Six years ago, Denise found herself in an unanticipated position. Newly divorced, in her mid-50s and in need of a means to support herself after a 30-year hiatus from full-time work, Denise was initially worried about her prospects.
“When you get into your 50s, now you have the freedom to do what you want , but you’re juggling the age factor. It’s different for a woman. There’s an assumption that men get older and wiser, while women get menopausal.”
She decided to apply for a job to teach English in Bangkok. Desperate for a fresh start and a chance to move on from the rawness of her breakup, she packed up her belongings and moved to Southeast Asia. After her first year abroad, in love with her adopted country’s charms, she found a full-time position at a five-star hotel, where she continues to work.
Denise’s case might sound extraordinary, but as the late-life divorce rate ascends, as people are living longer and healthier, and as the empty nest no longer dictates joining Mahjong foursomes for entertainment, women in late midlife are being drawn back into full-time employment.
Susan Eng, vice-president of Advocacy at the Canadian Association for Retired People, says that we should get used to the idea that women will be making major career changes later and later in life. “The previous stereotype was that at a certain age you just don’t start anything new. But you’re
going to see more and more women getting back to work.”

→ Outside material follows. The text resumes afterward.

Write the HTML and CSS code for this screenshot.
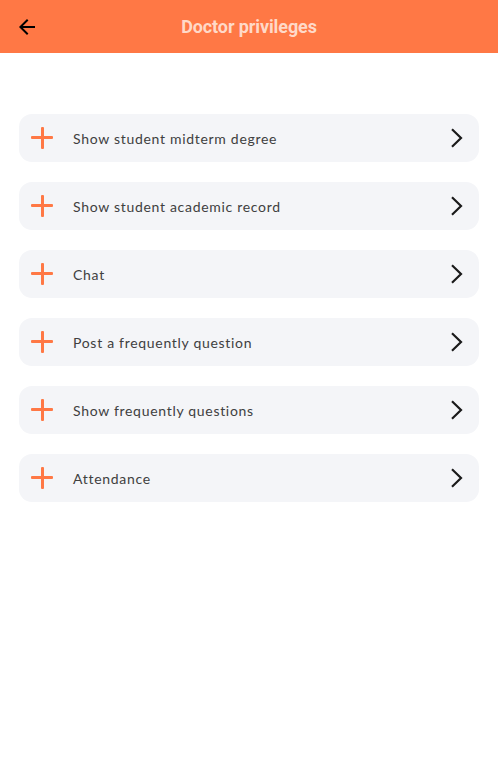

According to Barbara Mitchell, associate professor of sociology and gerontology at Simon Fraser University, this particular transition has not been studied. “We know it happens, at least anecdotally. The previous generation were socialized to be more traditional homemakers, whereas the Baby Boomers grew up in a time of social change and opportunities for women.”
According to Statistics Canada, labour force growth has been concentrated among ageing Boomer women. Between 1999 and 2005, almost 80% of labour force growth was accounted for by women aged 45 to 64, with half of the women 55 years of age or older.
In November, Status of Women Canada (SWC) allocated funds to Transition 55, a Quebec City-based program to help women aged 55 to 65 with workplace re-entry. Nanci-Jean Waugh, director of communications for SWC, says there are a number of reasons a woman might return to full-time work in late midlife — and that they’re often related to the loss of a male breadwinner through death or divorce.
But Lynne O’Connor, professional career and life coach, says she has seen clients who want to get back into the game after decades of being at home — not because they need the money, but because they’re looking for a new challenge. “I had one woman who just devoted herself to her children and the community for close to 20 years and decided that now that the children were university-bound, she wanted to use those skills in a workplace capacity.”
Re-entering the workforce after a lengthy hiatus can be liberating. In the absence of child-rearing responsibilities, women have the opportunity to focus on personal development. But it can also present unique challenges. Colleen Clarke, a career consultant, says that there can be major obstacles to re-entry. “You’re out of the loop. I would imagine most people haven’t taken courses, read industry journals and continued to attend conferences.”
Kristin Morrison, director of the Career Foundation in Toronto, recommends upgrading computer skill but says self-esteem can be an issue regardless of skill set. She recommends volunteering — for those who can afford to work without pay — to help build confidence. “Older workers underestimate their skills. They’re worried about what employers will think of them, and they’re worried about the age discrimination they may face.”
Ms. Mitchell says the lifting of mandatory retirement will probably encourage more women to return to the workforce in late mid-life. “If there’s this clock ticking away why should they bother investing in a new career? Employers might also be more responsive to hiring women who want to work full-time and move up the ranks.”
There is no question that women who have spent decades utilizing their skills in the family home rather than an office have much to contribute. But Ms. Clarke reminds older women that understanding workplace culture — which may have changed significantly since their previous stint of full-time employment– is the key to being hired. “We get interviewed based on our skills; we get hired based on how we fit. If you’re moving in with a bunch of old farts, then it doesn’t matter, but the workplace is full of Gen Xers and Gen Yers. If you’re just going to decide one day to take off your tracksuit and put on your Armani suit and go into work, you’re in for a big surprise.”